During a deposition, opposing counsel showed Peak’s corporate representative two printed emails with time stamps to give the impression that a specific document existed.
“These documents seemed strange to me because I had not noticed those differences in time when reviewing the documents, and I would have seen it,” Johnson said. “Immediately after the depo, I found the original emails but they did not correspond to the documents that were presented to the witness. The time stamps were off by 1 hour. I checked the internal time stamps in the original emails and found that the two emails were only seconds apart – not an hour as the deposition exhibits indicated.”
Johnson presented the evidence to opposing counsel, who settled the litigation soon thereafter.
“The terms are confidential but I can say that we never made a payment to them for anything,” Johnson said. “I learned a lot in that case, including that witnesses lie and will continue to lie even when faced with irrefutable evidence. I also learned that if you keep digging, eventually you will find what your gut and instincts tell you is there.”
But no case was bigger or had a bigger impact than the Hofman litigation.
One of the bigger problems was that Hofman’s widow held 50% of the company’s shares and had the company deadlocked. Informal settlement attempts were fruitless.
Johnson turned to the AZA law firm, which filed a petition for a Rule 202 deposition to find out the extent of Janna Hofman’s involvement in her husband’s schemes.
“While we were preparing for it, Tim sent us memo after memo in real time as he was uncovering and assembling emails, expense reports and other documents – each packaged neatly with an explanatory cover page or two explaining his detailed analysis – tracing numerous instances of Ray Hofman’s fraud,” Pacholder said.
A major break in the Hofman case came when Johnson was reviewing thousands of text messages and came across one that said, “Do you want to do a wire and invoice today?”
“That phrase triggered me, and I then focused around the emails that Mr. Hofman sent and received that day and found the scheme where a vendor would wire money to someone of Mr. Hofman’s choosing, usually an auto dealer for an exotic car, and then submit a false invoice to the company to be paid,” Johnson said.
“The invoice would list out parts that were usually provided to the company,” he said. “Mr. Hofman would then request that it get paid immediately. Now that I understood the scheme better, I went back and reviewed every transaction and correspondence to package it all up for outside counsel.”
“Tim tirelessly reviewed and analyzed several huge, dense boxes of documents over many weeks,” she said. “Hofman’s widow could not refute the conclusions Tim had pieced together.
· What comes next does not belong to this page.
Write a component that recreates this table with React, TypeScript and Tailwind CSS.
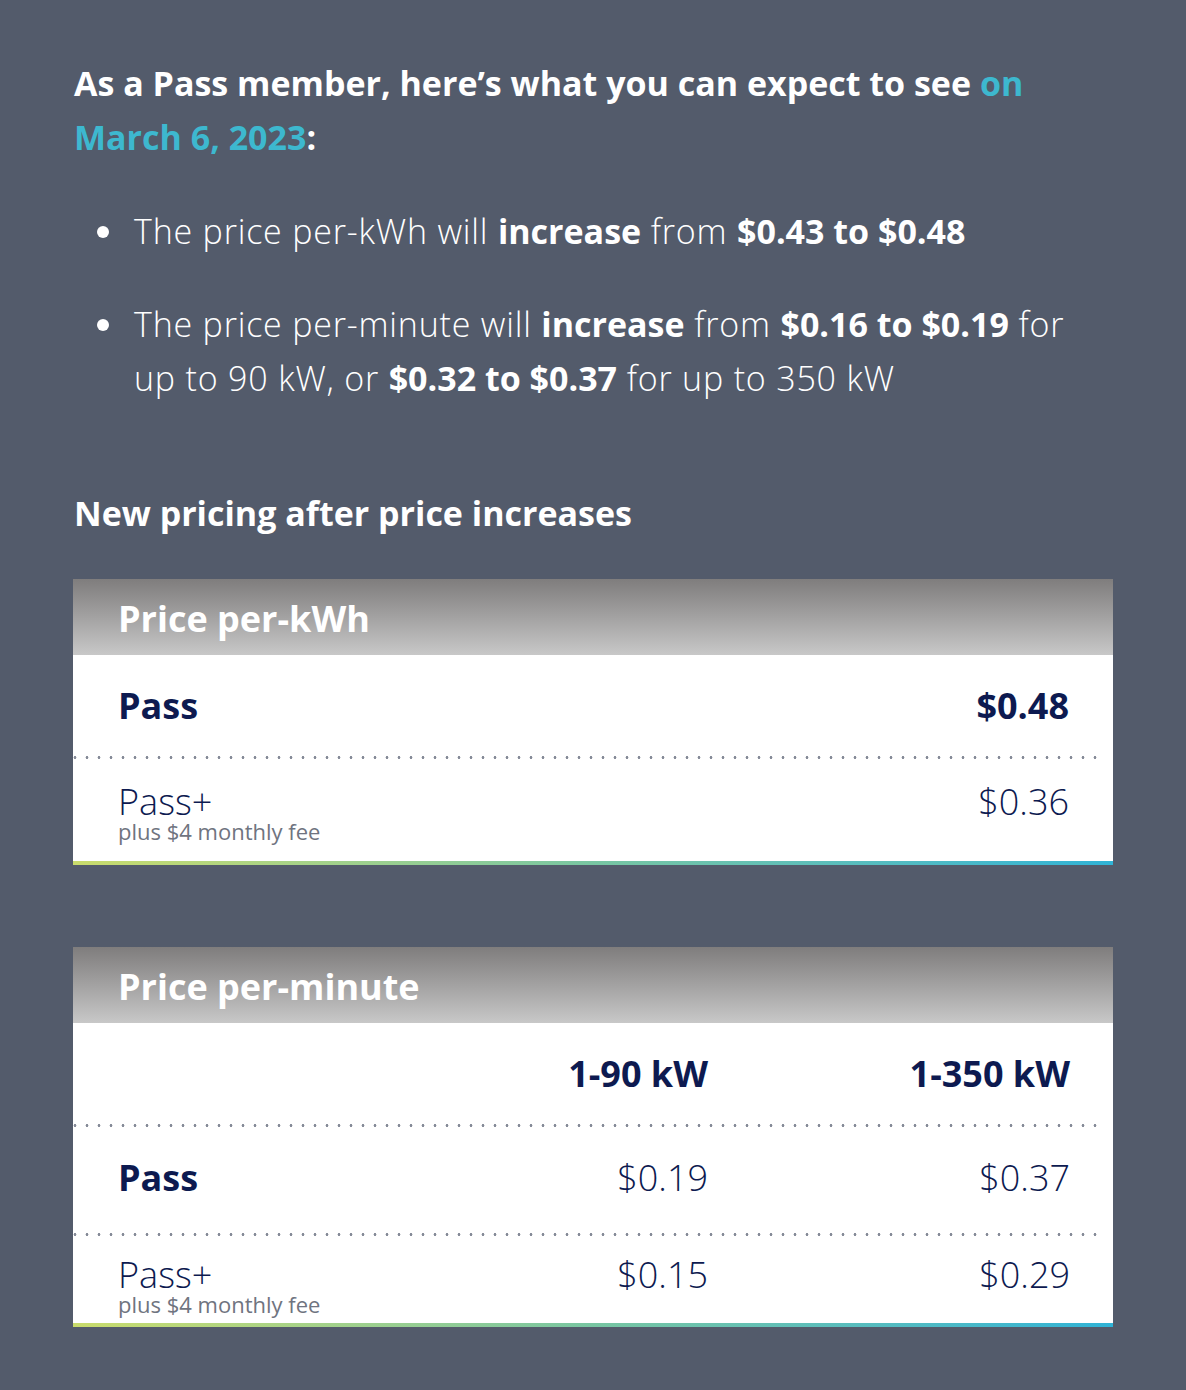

Ultimately, Peak reached a favorable resolution with her for the return of her shares.
Peak also recovered significant sums from the auditing firm.
“The recent cases involving the Hofman estate, the $12 million vendor case and the patent infringement case were each satisfying in that each could have had devastating results for the company,” Johnson said. “Each were complicated in their own right, requiring hard work and long-term, meticulous planning, and the result of each benefited our company substantially.
“While there was nothing really satisfying about the Hofman case, it was satisfying to have successfully navigated through all of the potential hazards of that case while dealing with the grief of losing someone that you considered a friend,” he said.